■ DATA EXCERPTS
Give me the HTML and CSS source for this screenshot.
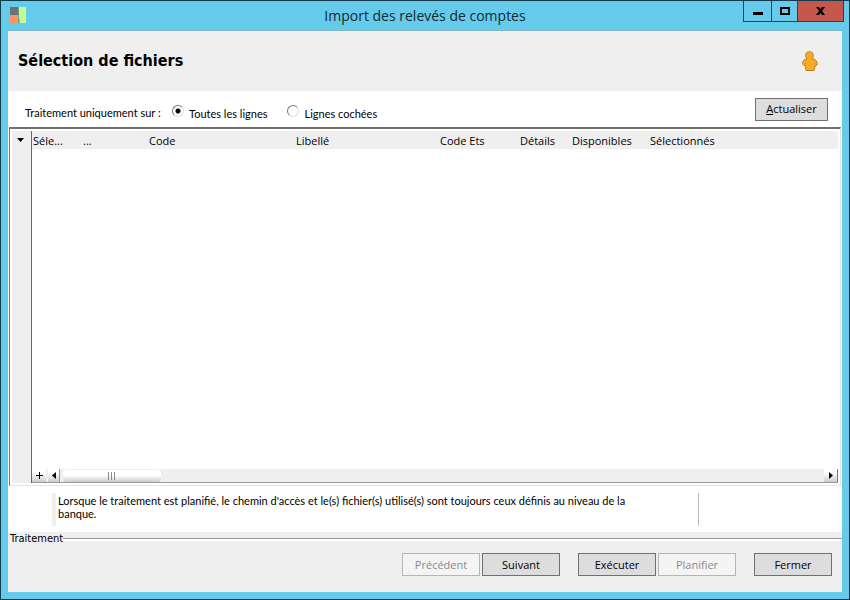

...

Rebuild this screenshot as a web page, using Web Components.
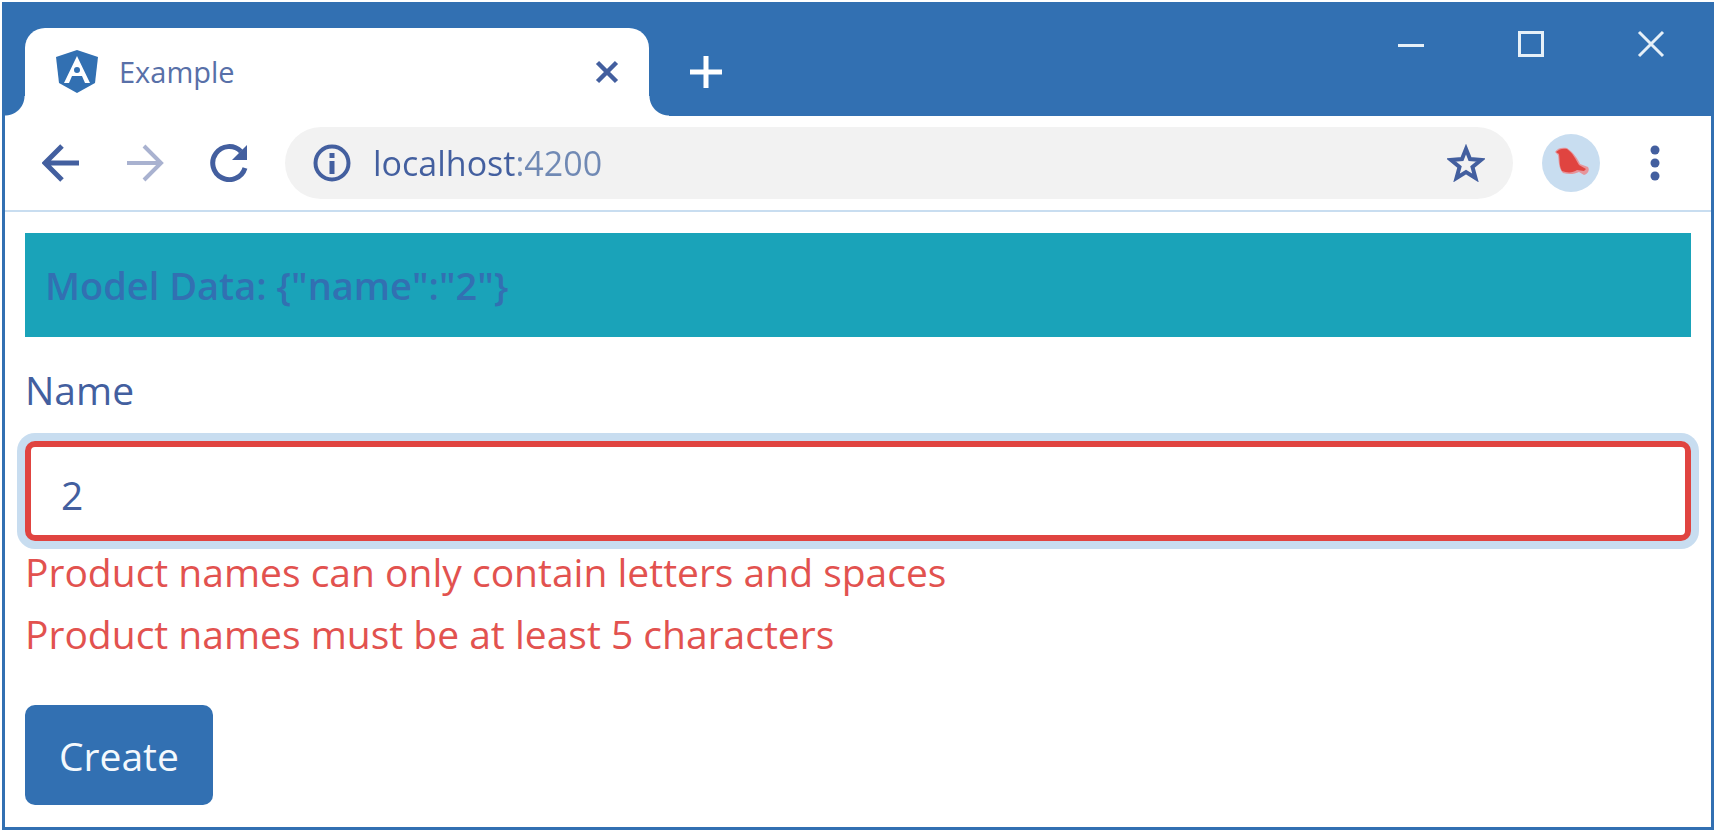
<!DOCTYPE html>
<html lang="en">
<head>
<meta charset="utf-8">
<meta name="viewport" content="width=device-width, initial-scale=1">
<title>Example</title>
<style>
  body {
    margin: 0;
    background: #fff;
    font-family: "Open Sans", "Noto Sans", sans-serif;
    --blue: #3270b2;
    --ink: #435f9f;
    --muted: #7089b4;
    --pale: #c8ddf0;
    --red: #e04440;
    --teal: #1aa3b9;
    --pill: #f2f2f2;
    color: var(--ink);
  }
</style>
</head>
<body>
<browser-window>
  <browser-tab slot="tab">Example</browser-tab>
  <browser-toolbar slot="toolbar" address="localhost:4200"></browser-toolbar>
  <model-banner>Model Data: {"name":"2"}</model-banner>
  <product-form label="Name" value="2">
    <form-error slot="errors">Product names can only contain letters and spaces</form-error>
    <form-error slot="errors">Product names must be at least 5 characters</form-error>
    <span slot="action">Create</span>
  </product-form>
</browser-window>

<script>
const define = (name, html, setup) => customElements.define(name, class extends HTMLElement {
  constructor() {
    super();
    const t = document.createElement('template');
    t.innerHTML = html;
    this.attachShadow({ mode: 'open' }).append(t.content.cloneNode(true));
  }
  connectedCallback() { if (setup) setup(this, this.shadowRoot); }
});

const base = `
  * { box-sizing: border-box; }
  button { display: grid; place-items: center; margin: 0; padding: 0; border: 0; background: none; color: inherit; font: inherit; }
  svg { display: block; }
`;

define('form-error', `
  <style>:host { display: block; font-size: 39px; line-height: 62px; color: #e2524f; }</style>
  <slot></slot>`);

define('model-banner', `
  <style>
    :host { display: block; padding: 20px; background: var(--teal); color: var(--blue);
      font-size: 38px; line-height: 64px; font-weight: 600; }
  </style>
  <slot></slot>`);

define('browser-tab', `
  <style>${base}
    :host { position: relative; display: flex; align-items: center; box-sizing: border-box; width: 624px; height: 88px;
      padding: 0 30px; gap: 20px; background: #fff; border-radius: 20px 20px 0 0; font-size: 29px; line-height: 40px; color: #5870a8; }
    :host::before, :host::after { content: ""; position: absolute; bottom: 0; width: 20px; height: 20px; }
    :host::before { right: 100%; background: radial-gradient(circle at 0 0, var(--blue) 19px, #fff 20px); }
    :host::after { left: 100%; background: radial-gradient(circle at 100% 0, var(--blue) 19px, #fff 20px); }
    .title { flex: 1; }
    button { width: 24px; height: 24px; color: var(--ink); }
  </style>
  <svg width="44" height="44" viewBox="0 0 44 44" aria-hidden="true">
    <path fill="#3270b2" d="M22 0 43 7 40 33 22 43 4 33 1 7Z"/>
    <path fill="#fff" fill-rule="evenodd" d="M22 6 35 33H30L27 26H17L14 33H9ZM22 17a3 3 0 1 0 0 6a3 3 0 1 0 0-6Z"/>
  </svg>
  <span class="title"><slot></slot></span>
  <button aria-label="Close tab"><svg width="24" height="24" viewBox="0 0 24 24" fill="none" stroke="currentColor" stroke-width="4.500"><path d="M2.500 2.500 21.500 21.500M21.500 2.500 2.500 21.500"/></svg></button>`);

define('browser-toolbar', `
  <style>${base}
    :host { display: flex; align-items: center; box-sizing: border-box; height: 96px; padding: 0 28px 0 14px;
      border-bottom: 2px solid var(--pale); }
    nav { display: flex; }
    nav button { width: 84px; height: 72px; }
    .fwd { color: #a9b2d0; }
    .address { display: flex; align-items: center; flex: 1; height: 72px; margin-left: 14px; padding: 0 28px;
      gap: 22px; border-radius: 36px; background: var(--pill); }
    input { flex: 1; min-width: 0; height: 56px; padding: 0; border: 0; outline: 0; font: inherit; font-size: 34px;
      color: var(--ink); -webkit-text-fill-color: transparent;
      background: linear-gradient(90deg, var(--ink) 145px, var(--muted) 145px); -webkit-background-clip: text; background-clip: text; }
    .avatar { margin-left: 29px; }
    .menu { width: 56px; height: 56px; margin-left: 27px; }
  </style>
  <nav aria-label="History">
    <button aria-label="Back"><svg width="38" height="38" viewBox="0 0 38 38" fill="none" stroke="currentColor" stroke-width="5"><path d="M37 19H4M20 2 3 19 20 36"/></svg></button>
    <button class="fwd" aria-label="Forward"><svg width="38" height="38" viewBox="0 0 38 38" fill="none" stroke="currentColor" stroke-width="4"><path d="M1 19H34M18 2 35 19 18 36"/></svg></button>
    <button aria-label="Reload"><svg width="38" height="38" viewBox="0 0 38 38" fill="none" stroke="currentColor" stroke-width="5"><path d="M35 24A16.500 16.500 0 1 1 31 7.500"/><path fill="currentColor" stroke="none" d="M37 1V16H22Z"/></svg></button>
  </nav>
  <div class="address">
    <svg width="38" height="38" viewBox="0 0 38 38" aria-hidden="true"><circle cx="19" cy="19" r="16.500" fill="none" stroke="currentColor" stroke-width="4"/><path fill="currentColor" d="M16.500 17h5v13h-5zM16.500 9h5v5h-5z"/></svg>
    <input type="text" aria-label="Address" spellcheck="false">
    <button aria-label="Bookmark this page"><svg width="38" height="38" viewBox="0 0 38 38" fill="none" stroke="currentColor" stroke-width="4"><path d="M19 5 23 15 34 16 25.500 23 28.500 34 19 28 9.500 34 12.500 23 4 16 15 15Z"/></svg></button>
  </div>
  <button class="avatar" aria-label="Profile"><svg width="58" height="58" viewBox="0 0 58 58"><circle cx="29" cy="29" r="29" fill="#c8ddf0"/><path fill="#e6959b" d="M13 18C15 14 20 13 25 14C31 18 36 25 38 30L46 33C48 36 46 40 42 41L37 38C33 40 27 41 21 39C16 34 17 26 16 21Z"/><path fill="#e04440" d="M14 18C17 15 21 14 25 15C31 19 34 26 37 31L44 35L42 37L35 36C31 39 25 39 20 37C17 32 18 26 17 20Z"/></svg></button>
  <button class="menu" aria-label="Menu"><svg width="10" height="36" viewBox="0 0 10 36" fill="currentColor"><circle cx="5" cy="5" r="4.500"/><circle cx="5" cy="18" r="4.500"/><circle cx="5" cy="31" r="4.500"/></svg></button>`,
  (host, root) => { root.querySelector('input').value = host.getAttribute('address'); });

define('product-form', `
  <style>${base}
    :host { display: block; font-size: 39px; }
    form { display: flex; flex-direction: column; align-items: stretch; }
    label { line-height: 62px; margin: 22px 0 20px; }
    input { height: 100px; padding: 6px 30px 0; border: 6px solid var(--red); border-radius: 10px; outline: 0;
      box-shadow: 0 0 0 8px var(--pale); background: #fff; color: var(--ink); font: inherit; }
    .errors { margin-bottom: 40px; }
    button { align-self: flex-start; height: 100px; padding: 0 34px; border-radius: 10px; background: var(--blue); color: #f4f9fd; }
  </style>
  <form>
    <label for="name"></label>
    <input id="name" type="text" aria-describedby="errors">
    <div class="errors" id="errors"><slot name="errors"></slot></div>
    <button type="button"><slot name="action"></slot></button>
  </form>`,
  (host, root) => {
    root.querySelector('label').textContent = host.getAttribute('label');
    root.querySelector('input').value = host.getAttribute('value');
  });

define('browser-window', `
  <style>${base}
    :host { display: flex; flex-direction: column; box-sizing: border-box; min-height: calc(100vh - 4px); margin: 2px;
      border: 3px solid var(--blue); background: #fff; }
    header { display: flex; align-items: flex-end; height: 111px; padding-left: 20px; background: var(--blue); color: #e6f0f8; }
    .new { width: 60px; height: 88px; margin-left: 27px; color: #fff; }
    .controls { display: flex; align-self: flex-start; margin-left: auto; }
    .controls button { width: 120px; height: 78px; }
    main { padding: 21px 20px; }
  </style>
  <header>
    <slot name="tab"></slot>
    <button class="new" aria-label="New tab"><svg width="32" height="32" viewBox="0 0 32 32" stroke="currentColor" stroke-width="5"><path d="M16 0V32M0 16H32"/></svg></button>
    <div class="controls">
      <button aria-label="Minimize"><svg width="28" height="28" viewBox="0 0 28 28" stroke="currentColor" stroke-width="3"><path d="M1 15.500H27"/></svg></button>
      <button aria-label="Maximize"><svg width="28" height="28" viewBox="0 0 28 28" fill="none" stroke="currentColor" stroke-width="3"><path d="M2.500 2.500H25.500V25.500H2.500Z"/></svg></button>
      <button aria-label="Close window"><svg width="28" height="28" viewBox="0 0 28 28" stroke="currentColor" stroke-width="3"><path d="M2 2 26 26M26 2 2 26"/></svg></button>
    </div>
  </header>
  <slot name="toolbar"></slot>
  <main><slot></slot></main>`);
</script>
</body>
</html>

■ WORK TO COMPLETE
Make an exact copy of the lines from the one that contains "Rebuild this screenshot" through the one that contains "</browser-window>", both included, and no other lines. Pictures are skipped.

■ SOLUTION TO THIS EXERCISE
Rebuild this screenshot as a web page, using Web Components.
<!DOCTYPE html>
<html lang="en">
<head>
<meta charset="utf-8">
<meta name="viewport" content="width=device-width, initial-scale=1">
<title>Example</title>
<style>
  body {
    margin: 0;
    background: #fff;
    font-family: "Open Sans", "Noto Sans", sans-serif;
    --blue: #3270b2;
    --ink: #435f9f;
    --muted: #7089b4;
    --pale: #c8ddf0;
    --red: #e04440;
    --teal: #1aa3b9;
    --pill: #f2f2f2;
    color: var(--ink);
  }
</style>
</head>
<body>
<browser-window>
  <browser-tab slot="tab">Example</browser-tab>
  <browser-toolbar slot="toolbar" address="localhost:4200"></browser-toolbar>
  <model-banner>Model Data: {"name":"2"}</model-banner>
  <product-form label="Name" value="2">
    <form-error slot="errors">Product names can only contain letters and spaces</form-error>
    <form-error slot="errors">Product names must be at least 5 characters</form-error>
    <span slot="action">Create</span>
  </product-form>
</browser-window>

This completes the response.